Much like Trump set his sights on winning the presidency after he was publicly humiliated by searing jokes told at his expense by President Obama at the 2011 White House Correspondents’ Dinner, rumors now swirl he will focus his fury at Rupert Murdoch and Fox for their seditious election betrayal by starting his own TV network, Trump TV.
Many will scoff at this idea, but under-estimating Trump is how he won the White House in the first place.

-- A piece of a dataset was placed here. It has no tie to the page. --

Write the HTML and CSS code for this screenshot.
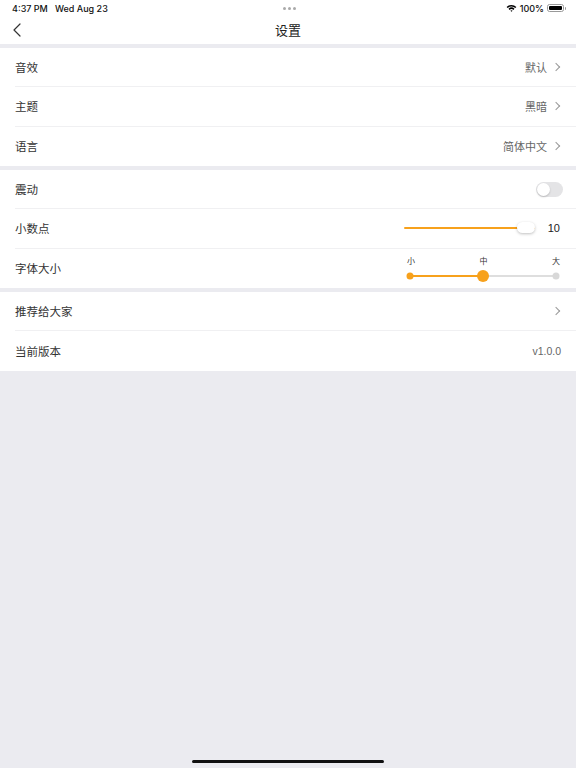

The truth is that Trump TV is bursting with ratings potential
> Ivanka Trump and her empty-suit husband Jared Kushner would surely be put in charge of the day-to-day operations of Trump TV and fill the network’s lineup with Trumpian news, entertainment and reality shows that would be the most electrifying line-up in cable television history.
> HERE'S THE ZINGER:
First-born son Donald Trump Jr. and his gal pal Kimberly Guilfoyle could host The Screaming Hour - Brought to You by Meth Amphetamine, where the odd-couple incoherently shout Trumpian platitudes until they pass out.
Guilfoyle, the taut-faced temptress who is the former wife of California Governor Gavin Newsome and a one-time Fox News firebrand who was sacked for sexual harassment, could also have her own game show titled Shameless, where she chooses moderately famous men to sleep with in order to desperately hold on to any sort of relevancy.
> Venturing out of the Trump family to his administration also opens up some ratings possibilities.
There could be the Kellyanne and George Conway Variety Hour, where, like Sonny and Cher on crack, America’s least favorite couple and their attention seeking teen daughter, Claudia, could bicker and have breakdowns between musical numbers and comedy sketches.
> Anthony Scaramucci could host 10 Minutes with the Mooch, which would last 10 minutes - one minute for every day he worked as Trump’s Director of Communications. Scaramucci would spend the 10 minutes trying to figure out which way the political winds were blowing and then licking the proper boots.
. . . Unlike Fox, CNN and MSNBC, which once upon a time gladly milked Trump’s bizarre star power to enhance their own ratings but now actually refuse to cover his speeches or cut away from them mid-sentence, Trump TV will proudly cover all of The Donald’s rabid rallies and rants in their entirety.
And the funniest thing about my imagined version of Trump TV? If this inane network ever actually comes to air it will have just as much journalistic integrity as the phony, flag-waving fools at Fox and the insidious, mendacious, sanctimonious clowns on CNN and MSNBC.